Santos doesn’t just oversee; she teaches, especially the advanced men’s class—a critical focus often missing elsewhere. The facility itself screams serious training: sprung floors, a Pilates studio. But the real test is the annual Nutcracker at Cleveland’s Playhouse Square, with a live orchestra and pros from Pittsburgh Ballet Theatre. It’s a glimpse of the professional world. That intensity weeds out the uncertain. “We lose students every September who thought they wanted this,” Santos says plainly. It’s a high-stakes environment with a high-reward outcome, designed for the dancer who breathes ballet.

The Stage as Classroom: Where Everyone Belongs

Just a few blocks away, the Rocky River City Ballet School hums with a different energy. Founded by former Cleveland Ballet soloist Patricia Voss, its philosophy is beautifully simple: performance is the best teacher. From tiny tots in creative movement to determined adults, every single student gets on stage at least twice a year.

Imagine a ten-year-old dancing in the corps of a full-length Swan Lake. That happens here. The productions—Coppélia, La Fille Mal Gardée—are full theatrical experiences, complete with acting coaching and costume craft. Voss, who still teaches intermediate and advanced classes, has built a faculty of ex-pros from companies like Joffrey and Dance Theatre of Harlem. They keep classes small and assess pointe readiness carefully. The doors are wide open: you can drop into a single class for $22 or commit to a pre-professional track. It’s a place where a spark of interest can safely catch fire.

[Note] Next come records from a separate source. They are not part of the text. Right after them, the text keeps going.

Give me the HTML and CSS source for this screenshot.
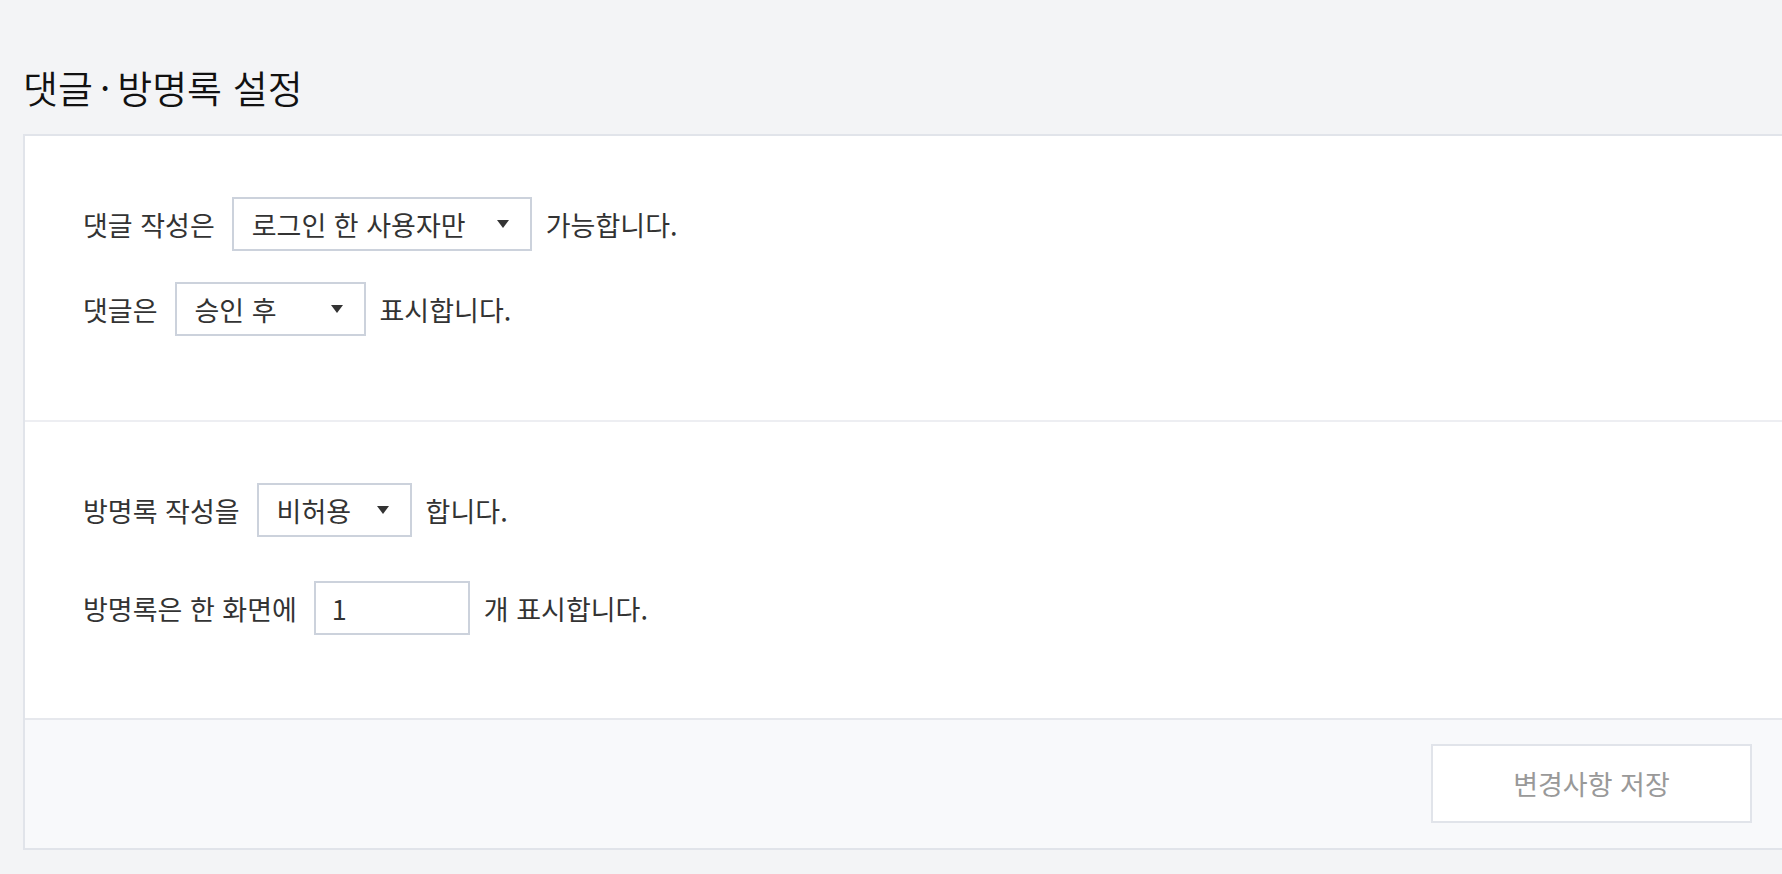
FILE: index.html
```html
<!DOCTYPE html>
<html lang="ko">
<head>
<meta charset="utf-8">
<title>댓글·방명록 설정</title>
<link rel="stylesheet" href="styles.css">
</head>
<body>
<div class="page">
  <h1 class="title">댓글<span class="dot">·</span>방명록 설정</h1>
  <div class="card">
    <div class="section section-first">
      <div class="row">
        <span class="label">댓글 작성은</span>
        <div class="select w300"><span>로그인 한 사용자만</span><i class="caret"></i></div>
        <span class="label">가능합니다.</span>
      </div>
      <div class="row row-gap1">
        <span class="label">댓글은</span>
        <div class="select w191"><span>승인 후</span><i class="caret"></i></div>
        <span class="label">표시합니다.</span>
      </div>
    </div>
    <div class="section section-second">
      <div class="row">
        <span class="label">방명록 작성을</span>
        <div class="select w155"><span>비허용</span><i class="caret"></i></div>
        <span class="label">합니다.</span>
      </div>
      <div class="row row-gap2">
        <span class="label">방명록은 한 화면에</span>
        <div class="input w156">1</div>
        <span class="label">개 표시합니다.</span>
      </div>
    </div>
    <div class="footer">
      <button class="save" type="button">변경사항 저장</button>
    </div>
  </div>
</div>
</body>
</html>
```
FILE: styles.css
```css
html, body {
  margin: 0;
  padding: 0;
}
body {
  background: #f3f4f6;
  font-family: "Noto Sans CJK KR", "Noto Sans", sans-serif;
  color: #333;
  overflow: hidden;
}
.page {
  padding-left: 23px;
  width: 1761px;
}
.title {
  margin: 0;
  padding-top: 60px;
  height: 54px;
  line-height: 54px;
  font-size: 38px;
  font-weight: 350;
  letter-spacing: 0;
  color: #111;
  margin-bottom: 20px;
}
.dot {
  padding: 0 7px;
}
.card {
  background: #fff;
  border: 2px solid #e1e4ea;
}
.section {
  padding-left: 58px;
}
.section-first {
  padding-top: 61px;
  padding-bottom: 84px;
  border-bottom: 2px solid #edeef2;
}
.section-second {
  padding-top: 61px;
  padding-bottom: 83px;
}
.row {
  display: flex;
  align-items: center;
  height: 54px;
  font-size: 27px;
}
.row-gap1 { margin-top: 31px; }
.row-gap2 { margin-top: 44px; }
.label {
  white-space: pre;
}
.select, .input {
  box-sizing: border-box;
  height: 54px;
  border: 2px solid #ccd2dc;
  background: #fff;
  margin: 0 14px 0 17px;
  display: flex;
  align-items: center;
  padding: 0 21px 0 18px;
}
.select {
  justify-content: space-between;
}
.input {
  padding-left: 16px;
}
.w300 { width: 300px; }
.w191 { width: 191px; }
.w155 { width: 155px; }
.w156 { width: 156px; }
.caret {
  width: 0;
  height: 0;
  border-left: 6px solid transparent;
  border-right: 6px solid transparent;
  border-top: 8px solid #333;
}
.footer {
  background: #f8f9fb;
  border-top: 2px solid #e6e8ed;
  padding: 24px 30px 25px 0;
  display: flex;
  justify-content: flex-end;
}
.save {
  box-sizing: border-box;
  width: 321px;
  height: 79px;
  background: #fff;
  border: 2px solid #e1e4ea;
  font-family: "Noto Sans CJK KR", "Noto Sans", sans-serif;
  font-size: 27px;
  color: #999;
  padding: 0;
}
```
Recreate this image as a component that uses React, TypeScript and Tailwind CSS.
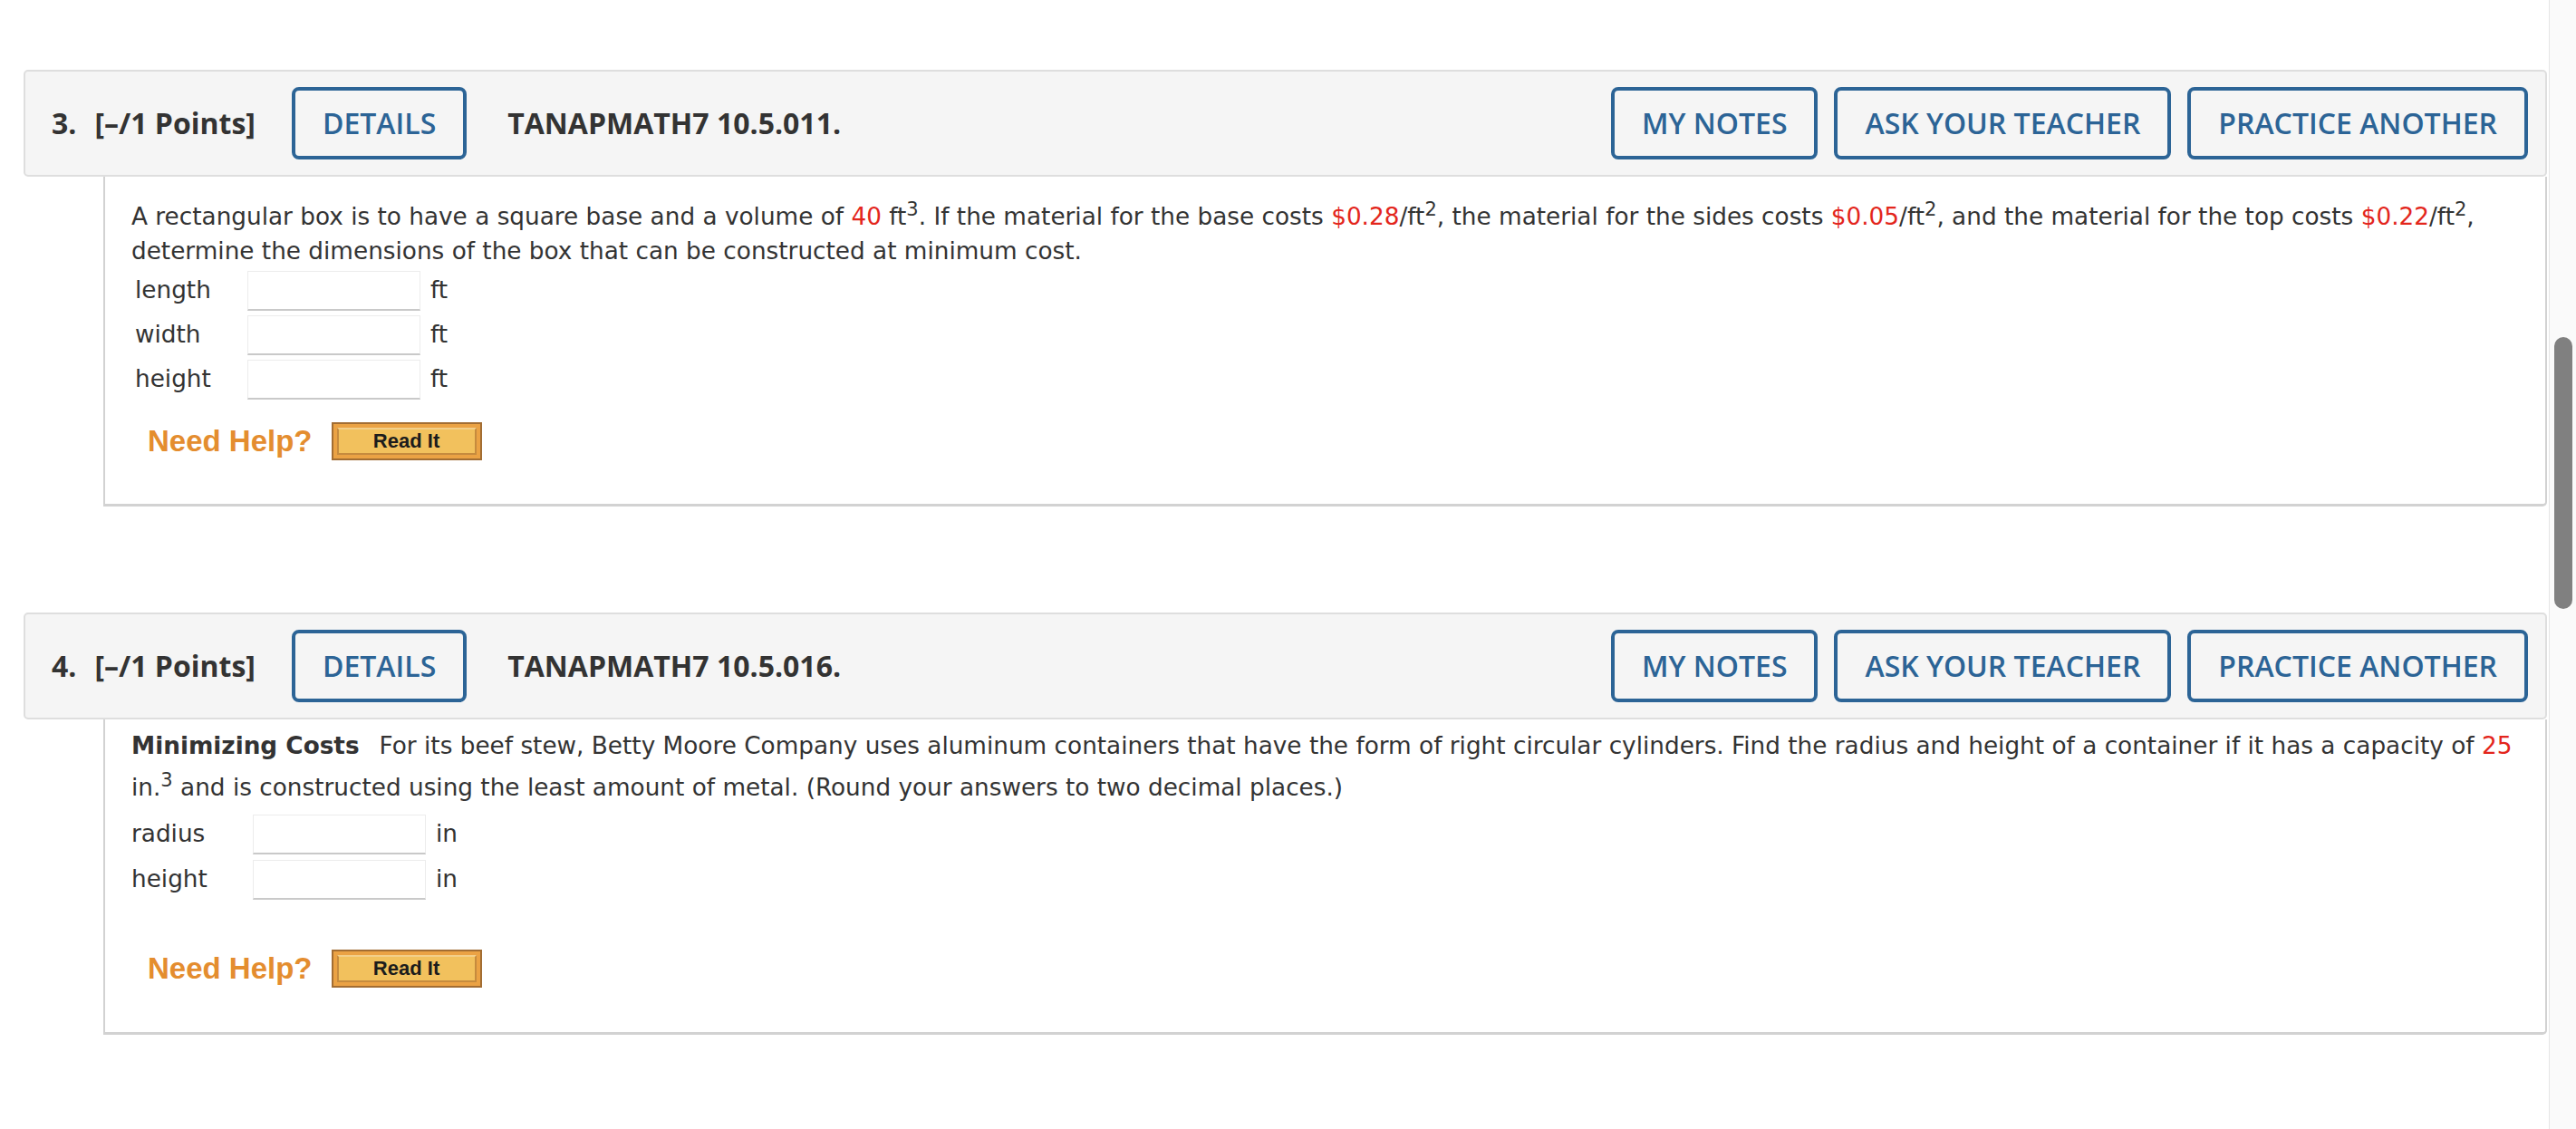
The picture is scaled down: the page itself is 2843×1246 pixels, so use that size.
import React from 'react';

const red = 'text-[#e3261c]';

function Sup({ children }: { children: React.ReactNode }) {
  return <sup className="static align-super text-[21px] leading-[38px]">{children}</sup>;
}

function Red({ children }: { children: React.ReactNode }) {
  return <span className={red}>{children}</span>;
}

function HeaderButton({ label }: { label: string }) {
  return (
    <button className="h-[80px] px-[30px] border-4 border-[#2c6496] rounded-[8px] text-[#2c6496] text-[32px] font-semibold whitespace-nowrap">
      {label}
    </button>
  );
}

function QuestionHeader({ num, code }: { num: string; code: string }) {
  return (
    <div className="ml-[26px] mr-[2px] border-2 border-[#dedede] rounded-[5px] bg-[#f5f5f5] py-[17px] pl-[29px] pr-[19px] flex items-center text-[#333] font-['Open_Sans',sans-serif]">
      <span className="text-[32px] font-bold">{num}.</span>
      <span className="ml-[20px] text-[32px] font-bold">[–/1 Points]</span>
      <div className="ml-[40px]">
        <HeaderButton label="DETAILS" />
      </div>
      <span className="ml-[45px] text-[32px] font-bold">{code}</span>
      <div className="ml-auto flex gap-[18px]">
        <HeaderButton label="MY NOTES" />
        <HeaderButton label="ASK YOUR TEACHER" />
        <HeaderButton label="PRACTICE ANOTHER" />
      </div>
    </div>
  );
}

function AnswerBox() {
  return (
    <div className="w-[191px] h-[44px] bg-white border border-[#ececec] border-b-2 border-b-[#c9c9c9]" />
  );
}

function NeedHelp() {
  return (
    <div className="flex items-center ml-[18px] leading-none">
      <span className="font-['Liberation_Sans',Arial,sans-serif] font-bold text-[33px] text-[#e48d2f]">
        Need Help?
      </span>
      <div className="ml-[21px] w-[166px] h-[42px] border-2 border-[#a26d33] bg-[#eba244] p-[4px]">
        <div className="h-full border-2 border-[#c68b3e] border-t-[#f3cf8a] bg-[#f2c15d] flex items-center justify-center font-['Liberation_Sans',Arial,sans-serif] font-bold text-[22px] text-[#1c1c1c]">
          Read It
        </div>
      </div>
    </div>
  );
}

export default function App() {
  return (
    <div className="min-h-screen bg-white flex">
      <div className="flex-1 pt-[77px] font-['DejaVu_Sans',Verdana,sans-serif] text-[#333]">
        {/* question 3 */}
        <QuestionHeader num="3" code="TANAPMATH7 10.5.011." />
        <div className="ml-[114px] mr-[2px] border-x-2 border-b-[3px] border-[#d2d2d2] rounded-br-[5px] pl-[29px] pr-[22px] pt-[17px] pb-[48px]">
          <p className="text-[26.3px] leading-[38px]">
            A rectangular box is to have a square base and a volume of <Red>40</Red> ft<Sup>3</Sup>. If the
            material for the base costs <Red>$0.28</Red>/ft<Sup>2</Sup>, the material for the sides costs{' '}
            <Red>$0.05</Red>/ft<Sup>2</Sup>, and the material for the top costs <Red>$0.22</Red>/ft<Sup>2</Sup>,
            determine the dimensions of the box that can be constructed at minimum cost.
          </p>
          <div className="mt-[3px] ml-[4px] grid grid-cols-[124px_191px_auto] items-center gap-y-[5px] text-[26.3px]">
            <span>length</span>
            <AnswerBox />
            <span className="pl-[11px]">ft</span>
            <span>width</span>
            <AnswerBox />
            <span className="pl-[11px]">ft</span>
            <span>height</span>
            <AnswerBox />
            <span className="pl-[11px]">ft</span>
          </div>
          <div className="mt-[25px]">
            <NeedHelp />
          </div>
        </div>

        {/* question 4 */}
        <div className="mt-[117px]">
          <QuestionHeader num="4" code="TANAPMATH7 10.5.016." />
        </div>
        <div className="ml-[114px] mr-[2px] border-x-2 border-b-[3px] border-[#d2d2d2] rounded-br-[5px] pl-[29px] pr-[22px] pt-[10px] pb-[49px]">
          <p className="text-[26.3px] leading-[38px]">
            <span className="font-bold mr-[22px]">Minimizing Costs</span>
            For its beef stew, Betty Moore Company uses aluminum containers that have the form of right circular
            cylinders. Find the radius and height of a container if it has a capacity of <Red>25</Red> in.
            <Sup>3</Sup> and is constructed using the least amount of metal. (Round your answers to two decimal
            places.)
          </p>
          <div className="mt-[11px] grid grid-cols-[134px_191px_auto] items-center gap-y-[6px] text-[26.3px]">
            <span>radius</span>
            <AnswerBox />
            <span className="pl-[11px]">in</span>
            <span>height</span>
            <AnswerBox />
            <span className="pl-[11px]">in</span>
          </div>
          <div className="mt-[55px]">
            <NeedHelp />
          </div>
        </div>
      </div>

      {/* scrollbar */}
      <div className="w-[30px] shrink-0 bg-[#fafafa] border-l border-[#e6e6e6] pt-[372px]">
        <div className="ml-[5px] w-[20px] h-[300px] rounded-full bg-[#808080]" />
      </div>
    </div>
  );
}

The Company Connection: A Direct Line to the Stage

Then there’s the Cleveland Ballet School, which offers something the others can’t: a direct pipeline into a professional company. With a satellite studio in Rocky River, its downtown location means advanced students aren’t just learning steps—they’re observing company rehearsals and working with guest choreographers on mainstage shows.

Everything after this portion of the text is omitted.